**EXERCISE PROMPT:** Skip every image and restate the data word for word.

**COLLECTED DATA:**

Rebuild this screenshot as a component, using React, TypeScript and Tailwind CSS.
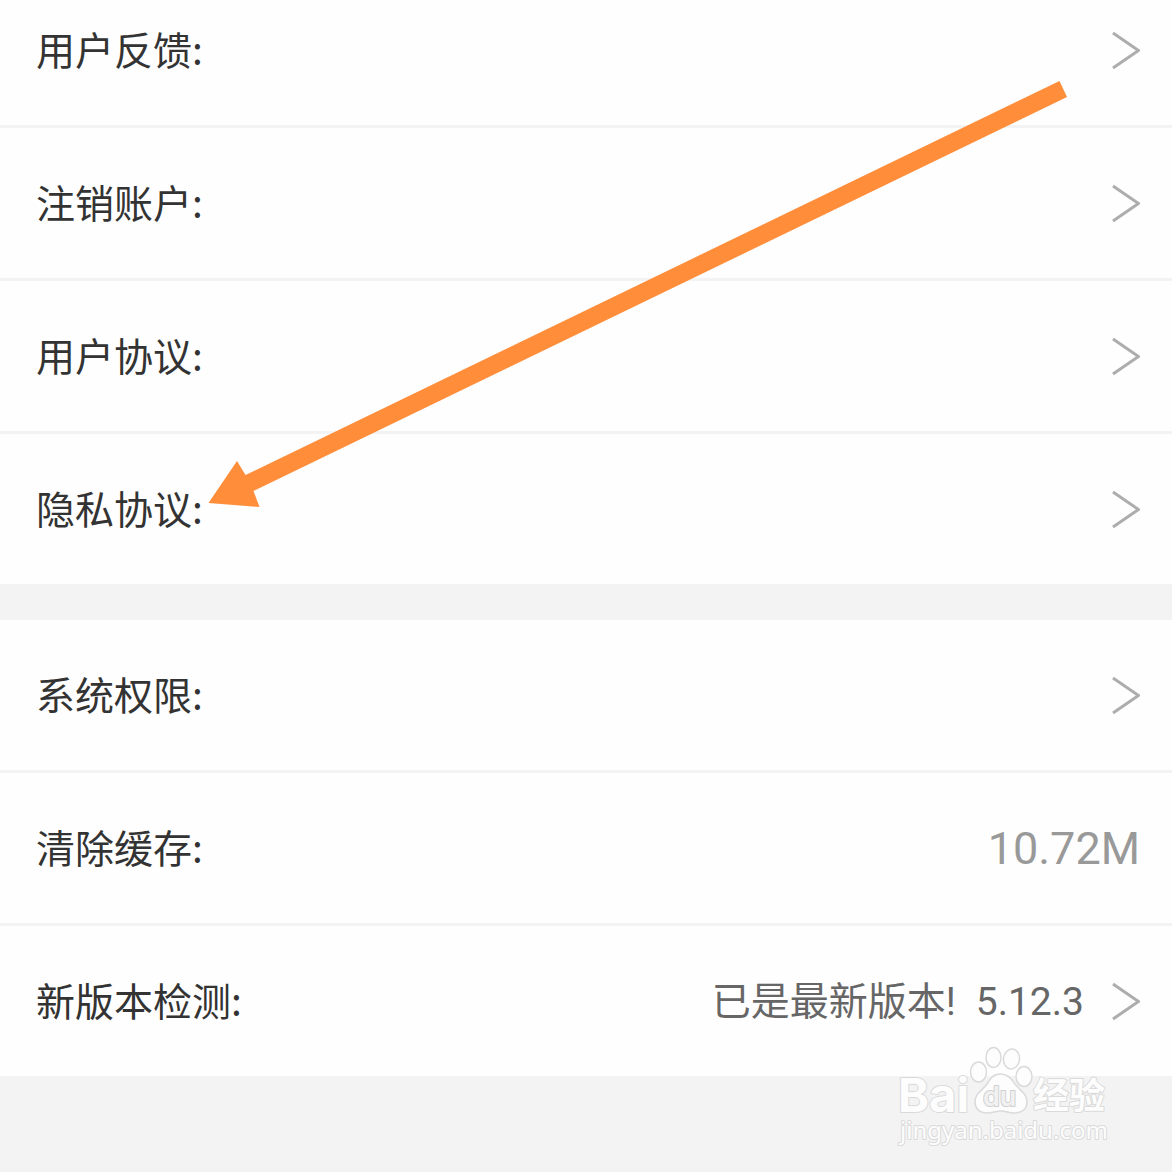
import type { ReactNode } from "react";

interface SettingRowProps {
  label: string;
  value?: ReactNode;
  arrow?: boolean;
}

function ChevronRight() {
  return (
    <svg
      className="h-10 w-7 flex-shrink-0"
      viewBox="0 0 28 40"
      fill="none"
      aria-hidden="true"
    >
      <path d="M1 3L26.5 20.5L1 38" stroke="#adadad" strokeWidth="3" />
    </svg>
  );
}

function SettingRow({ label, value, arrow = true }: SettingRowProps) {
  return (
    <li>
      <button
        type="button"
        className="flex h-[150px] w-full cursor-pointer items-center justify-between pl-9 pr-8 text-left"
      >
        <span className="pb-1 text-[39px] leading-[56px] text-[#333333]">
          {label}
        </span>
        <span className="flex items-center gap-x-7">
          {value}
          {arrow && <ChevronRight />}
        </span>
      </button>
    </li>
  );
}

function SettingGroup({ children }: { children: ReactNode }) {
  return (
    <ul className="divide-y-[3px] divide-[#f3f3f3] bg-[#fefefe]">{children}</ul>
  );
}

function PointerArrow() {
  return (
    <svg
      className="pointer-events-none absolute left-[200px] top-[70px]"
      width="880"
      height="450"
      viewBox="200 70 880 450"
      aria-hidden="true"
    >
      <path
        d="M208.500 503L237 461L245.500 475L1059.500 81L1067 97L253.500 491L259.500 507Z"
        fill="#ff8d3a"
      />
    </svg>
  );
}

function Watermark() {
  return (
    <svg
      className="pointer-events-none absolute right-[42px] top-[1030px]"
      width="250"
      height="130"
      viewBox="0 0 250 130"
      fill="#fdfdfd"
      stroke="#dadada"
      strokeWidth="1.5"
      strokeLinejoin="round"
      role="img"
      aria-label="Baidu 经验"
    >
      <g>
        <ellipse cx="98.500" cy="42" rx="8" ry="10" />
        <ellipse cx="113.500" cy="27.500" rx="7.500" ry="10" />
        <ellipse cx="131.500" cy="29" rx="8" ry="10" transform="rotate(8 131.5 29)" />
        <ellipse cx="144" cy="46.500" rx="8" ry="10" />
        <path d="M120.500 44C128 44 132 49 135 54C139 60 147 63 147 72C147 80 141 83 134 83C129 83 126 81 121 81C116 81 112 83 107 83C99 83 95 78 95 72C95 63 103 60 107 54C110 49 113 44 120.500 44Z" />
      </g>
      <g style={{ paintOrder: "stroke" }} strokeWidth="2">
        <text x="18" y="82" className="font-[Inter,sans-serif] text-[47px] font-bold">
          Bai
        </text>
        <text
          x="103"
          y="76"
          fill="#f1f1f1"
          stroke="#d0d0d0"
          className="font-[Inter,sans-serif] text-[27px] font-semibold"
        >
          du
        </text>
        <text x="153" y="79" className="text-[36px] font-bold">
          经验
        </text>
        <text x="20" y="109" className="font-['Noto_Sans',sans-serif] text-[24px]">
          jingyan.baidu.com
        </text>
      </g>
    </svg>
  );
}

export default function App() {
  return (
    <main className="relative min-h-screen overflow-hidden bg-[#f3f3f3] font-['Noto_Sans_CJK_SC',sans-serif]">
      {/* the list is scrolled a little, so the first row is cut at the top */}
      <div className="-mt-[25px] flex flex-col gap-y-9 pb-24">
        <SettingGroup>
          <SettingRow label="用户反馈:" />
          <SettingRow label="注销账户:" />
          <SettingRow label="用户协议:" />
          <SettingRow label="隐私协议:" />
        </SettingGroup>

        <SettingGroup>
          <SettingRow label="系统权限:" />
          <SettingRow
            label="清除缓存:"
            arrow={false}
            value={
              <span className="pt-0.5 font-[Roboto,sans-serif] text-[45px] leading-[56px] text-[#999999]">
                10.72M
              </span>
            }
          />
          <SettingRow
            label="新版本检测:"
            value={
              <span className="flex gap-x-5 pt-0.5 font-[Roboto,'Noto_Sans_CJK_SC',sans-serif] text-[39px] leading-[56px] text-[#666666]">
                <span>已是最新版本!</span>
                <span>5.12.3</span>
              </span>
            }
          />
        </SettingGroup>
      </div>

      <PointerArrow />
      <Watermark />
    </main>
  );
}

**SOLUTION:**
Rebuild this screenshot as a component, using React, TypeScript and Tailwind CSS.
import type { ReactNode } from "react";

interface SettingRowProps {
  label: string;
  value?: ReactNode;
  arrow?: boolean;
}

function ChevronRight() {
  return (
    <svg
      className="h-10 w-7 flex-shrink-0"
      viewBox="0 0 28 40"
      fill="none"
      aria-hidden="true"
    >
      <path d="M1 3L26.5 20.5L1 38" stroke="#adadad" strokeWidth="3" />
    </svg>
  );
}

function SettingRow({ label, value, arrow = true }: SettingRowProps) {
  return (
    <li>
      <button
        type="button"
        className="flex h-[150px] w-full cursor-pointer items-center justify-between pl-9 pr-8 text-left"
      >
        <span className="pb-1 text-[39px] leading-[56px] text-[#333333]">
          {label}
        </span>
        <span className="flex items-center gap-x-7">
          {value}
          {arrow && <ChevronRight />}
        </span>
      </button>
    </li>
  );
}

function SettingGroup({ children }: { children: ReactNode }) {
  return (
    <ul className="divide-y-[3px] divide-[#f3f3f3] bg-[#fefefe]">{children}</ul>
  );
}

function PointerArrow() {
  return (
    <svg
      className="pointer-events-none absolute left-[200px] top-[70px]"
      width="880"
      height="450"
      viewBox="200 70 880 450"
      aria-hidden="true"
    >
      <path
        d="M208.500 503L237 461L245.500 475L1059.500 81L1067 97L253.500 491L259.500 507Z"
        fill="#ff8d3a"
      />
    </svg>
  );
}

function Watermark() {
  return (
    <svg
      className="pointer-events-none absolute right-[42px] top-[1030px]"
      width="250"
      height="130"
      viewBox="0 0 250 130"
      fill="#fdfdfd"
      stroke="#dadada"
      strokeWidth="1.5"
      strokeLinejoin="round"
      role="img"
      aria-label="Baidu 经验"
    >
      <g>
        <ellipse cx="98.500" cy="42" rx="8" ry="10" />
        <ellipse cx="113.500" cy="27.500" rx="7.500" ry="10" />
        <ellipse cx="131.500" cy="29" rx="8" ry="10" transform="rotate(8 131.5 29)" />
        <ellipse cx="144" cy="46.500" rx="8" ry="10" />
        <path d="M120.500 44C128 44 132 49 135 54C139 60 147 63 147 72C147 80 141 83 134 83C129 83 126 81 121 81C116 81 112 83 107 83C99 83 95 78 95 72C95 63 103 60 107 54C110 49 113 44 120.500 44Z" />
      </g>
      <g style={{ paintOrder: "stroke" }} strokeWidth="2">
        <text x="18" y="82" className="font-[Inter,sans-serif] text-[47px] font-bold">
          Bai
        </text>
        <text
          x="103"
          y="76"
          fill="#f1f1f1"
          stroke="#d0d0d0"
          className="font-[Inter,sans-serif] text-[27px] font-semibold"
        >
          du
        </text>
        <text x="153" y="79" className="text-[36px] font-bold">
          经验
        </text>
        <text x="20" y="109" className="font-['Noto_Sans',sans-serif] text-[24px]">
          jingyan.baidu.com
        </text>
      </g>
    </svg>
  );
}

export default function App() {
  return (
    <main className="relative min-h-screen overflow-hidden bg-[#f3f3f3] font-['Noto_Sans_CJK_SC',sans-serif]">
      {/* the list is scrolled a little, so the first row is cut at the top */}
      <div className="-mt-[25px] flex flex-col gap-y-9 pb-24">
        <SettingGroup>
          <SettingRow label="用户反馈:" />
          <SettingRow label="注销账户:" />
          <SettingRow label="用户协议:" />
          <SettingRow label="隐私协议:" />
        </SettingGroup>

        <SettingGroup>
          <SettingRow label="系统权限:" />
          <SettingRow
            label="清除缓存:"
            arrow={false}
            value={
              <span className="pt-0.5 font-[Roboto,sans-serif] text-[45px] leading-[56px] text-[#999999]">
                10.72M
              </span>
            }
          />
          <SettingRow
            label="新版本检测:"
            value={
              <span className="flex gap-x-5 pt-0.5 font-[Roboto,'Noto_Sans_CJK_SC',sans-serif] text-[39px] leading-[56px] text-[#666666]">
                <span>已是最新版本!</span>
                <span>5.12.3</span>
              </span>
            }
          />
        </SettingGroup>
      </div>

      <PointerArrow />
      <Watermark />
    </main>
  );
}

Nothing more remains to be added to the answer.